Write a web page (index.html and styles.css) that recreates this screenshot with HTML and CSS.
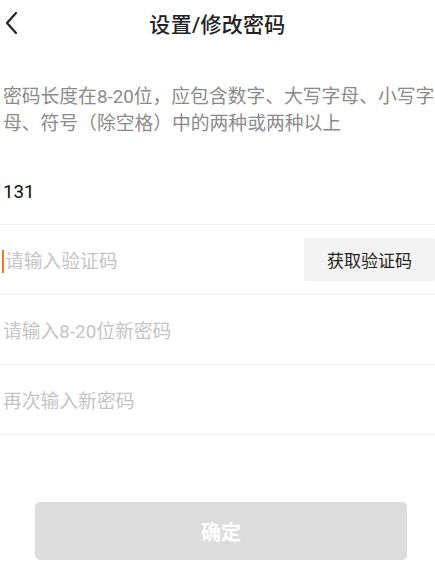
FILE: index.html
```html
<!DOCTYPE html>
<html lang="zh-CN">
<head>
    <meta charset="UTF-8">
    <meta name="viewport" content="width=device-width, initial-scale=1.0">
    <title>设置/修改密码</title>
    <link rel="stylesheet" href="styles.css">
</head>
<body>
    <div class="header">
        <a class="back" href="#">
            <svg width="14" height="24" viewBox="0 0 14 24">
                <path d="M12 2 L3 12 L12 22" fill="none" stroke="#222" stroke-width="2.2" stroke-linecap="round" stroke-linejoin="round"/>
            </svg>
        </a>
        <h1>设置/修改密码</h1>
    </div>
    <p class="tip">密码长度在8-20位，应包含数字、大写字母、小写字母、符号（除空格）中的两种或两种以上</p>
    <form class="form">
        <div class="row">
            <input class="field phone" type="text" value="131">
        </div>
        <div class="row">
            <span class="caret"></span>
            <input class="field" type="text" placeholder="请输入验证码">
            <button type="button" class="code-btn">获取验证码</button>
        </div>
        <div class="row">
            <input class="field" type="password" placeholder="请输入8-20位新密码">
        </div>
        <div class="row">
            <input class="field" type="password" placeholder="再次输入新密码">
        </div>
        <div class="actions">
            <button type="submit" class="btn" disabled>确定</button>
        </div>
    </form>
</body>
</html>
```

FILE: styles.css
```css
html, body {
    margin: 0;
    background: #fff;
    font-family: Roboto, "Noto Sans CJK SC", sans-serif;
    color: #222;
}
.header {
    position: relative;
    height: 48px;
    display: flex;
    justify-content: center;
    align-items: center;
    padding-bottom: 3px;
    box-sizing: border-box;
}
.back {
    position: absolute;
    left: 4px;
    top: 11px;
    display: block;
    width: 14px;
    height: 24px;
}
.header h1 {
    margin: 0;
    font-size: 21px;
    font-weight: 500;
    color: #222;
    letter-spacing: 0.3px;
}
.tip {
    margin: 36px 0 0;
    padding: 0 0 0 3px;
    font-size: 18.8px;
    line-height: 27px;
    color: #8a8a8a;
}
.form {
    margin-top: 17px;
}
.row {
    display: flex;
    align-items: center;
    height: 70px;
    border-bottom: 1px solid #f2f2f2;
    box-sizing: border-box;
    padding-left: 3px;
    padding-top: 4px;
}
.field {
    flex: 1;
    min-width: 0;
    border: none;
    outline: none;
    padding: 0;
    font-family: inherit;
    font-size: 18.8px;
    color: #111;
    background: transparent;
}
.field::placeholder {
    color: #c4c4c4;
}
.phone {
    color: #111;
}
.caret {
    width: 2px;
    height: 23px;
    background: #f07a1c;
    margin-left: -1px;
    margin-right: 1px;
}
.code-btn {
    width: 131px;
    height: 43px;
    margin-top: -4px;
    border: none;
    border-radius: 2px;
    background: #f3f3f3;
    font-family: inherit;
    font-size: 17px;
    color: #222;
    padding: 0;
}
.actions {
    padding: 67px 28px 0 35px;
}
.btn {
    display: block;
    width: 100%;
    height: 58px;
    border: none;
    border-radius: 5px;
    background: #dcdcdc;
    color: #fff;
    font-family: inherit;
    font-size: 20px;
    font-weight: 700;
}
```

........

:: What needs to be done ::
Reproduce each line exactly, please, except for any pictures.

:: Correct result ::
Write a web page (index.html and styles.css) that recreates this screenshot with HTML and CSS.
FILE: index.html
```html
<!DOCTYPE html>
<html lang="zh-CN">
<head>
    <meta charset="UTF-8">
    <meta name="viewport" content="width=device-width, initial-scale=1.0">
    <title>设置/修改密码</title>
    <link rel="stylesheet" href="styles.css">
</head>
<body>
    <div class="header">
        <a class="back" href="#">
            <svg width="14" height="24" viewBox="0 0 14 24">
                <path d="M12 2 L3 12 L12 22" fill="none" stroke="#222" stroke-width="2.2" stroke-linecap="round" stroke-linejoin="round"/>
            </svg>
        </a>
        <h1>设置/修改密码</h1>
    </div>
    <p class="tip">密码长度在8-20位，应包含数字、大写字母、小写字母、符号（除空格）中的两种或两种以上</p>
    <form class="form">
        <div class="row">
            <input class="field phone" type="text" value="131">
        </div>
        <div class="row">
            <span class="caret"></span>
            <input class="field" type="text" placeholder="请输入验证码">
            <button type="button" class="code-btn">获取验证码</button>
        </div>
        <div class="row">
            <input class="field" type="password" placeholder="请输入8-20位新密码">
        </div>
        <div class="row">
            <input class="field" type="password" placeholder="再次输入新密码">
        </div>
        <div class="actions">
            <button type="submit" class="btn" disabled>确定</button>
        </div>
    </form>
</body>
</html>
```

FILE: styles.css
```css
html, body {
    margin: 0;
    background: #fff;
    font-family: Roboto, "Noto Sans CJK SC", sans-serif;
    color: #222;
}
.header {
    position: relative;
    height: 48px;
    display: flex;
    justify-content: center;
    align-items: center;
    padding-bottom: 3px;
    box-sizing: border-box;
}
.back {
    position: absolute;
    left: 4px;
    top: 11px;
    display: block;
    width: 14px;
    height: 24px;
}
.header h1 {
    margin: 0;
    font-size: 21px;
    font-weight: 500;
    color: #222;
    letter-spacing: 0.3px;
}
.tip {
    margin: 36px 0 0;
    padding: 0 0 0 3px;
    font-size: 18.8px;
    line-height: 27px;
    color: #8a8a8a;
}
.form {
    margin-top: 17px;
}
.row {
    display: flex;
    align-items: center;
    height: 70px;
    border-bottom: 1px solid #f2f2f2;
    box-sizing: border-box;
    padding-left: 3px;
    padding-top: 4px;
}
.field {
    flex: 1;
    min-width: 0;
    border: none;
    outline: none;
    padding: 0;
    font-family: inherit;
    font-size: 18.8px;
    color: #111;
    background: transparent;
}
.field::placeholder {
    color: #c4c4c4;
}
.phone {
    color: #111;
}
.caret {
    width: 2px;
    height: 23px;
    background: #f07a1c;
    margin-left: -1px;
    margin-right: 1px;
}
.code-btn {
    width: 131px;
    height: 43px;
    margin-top: -4px;
    border: none;
    border-radius: 2px;
    background: #f3f3f3;
    font-family: inherit;
    font-size: 17px;
    color: #222;
    padding: 0;
}
.actions {
    padding: 67px 28px 0 35px;
}
.btn {
    display: block;
    width: 100%;
    height: 58px;
    border: none;
    border-radius: 5px;
    background: #dcdcdc;
    color: #fff;
    font-family: inherit;
    font-size: 20px;
    font-weight: 700;
}
```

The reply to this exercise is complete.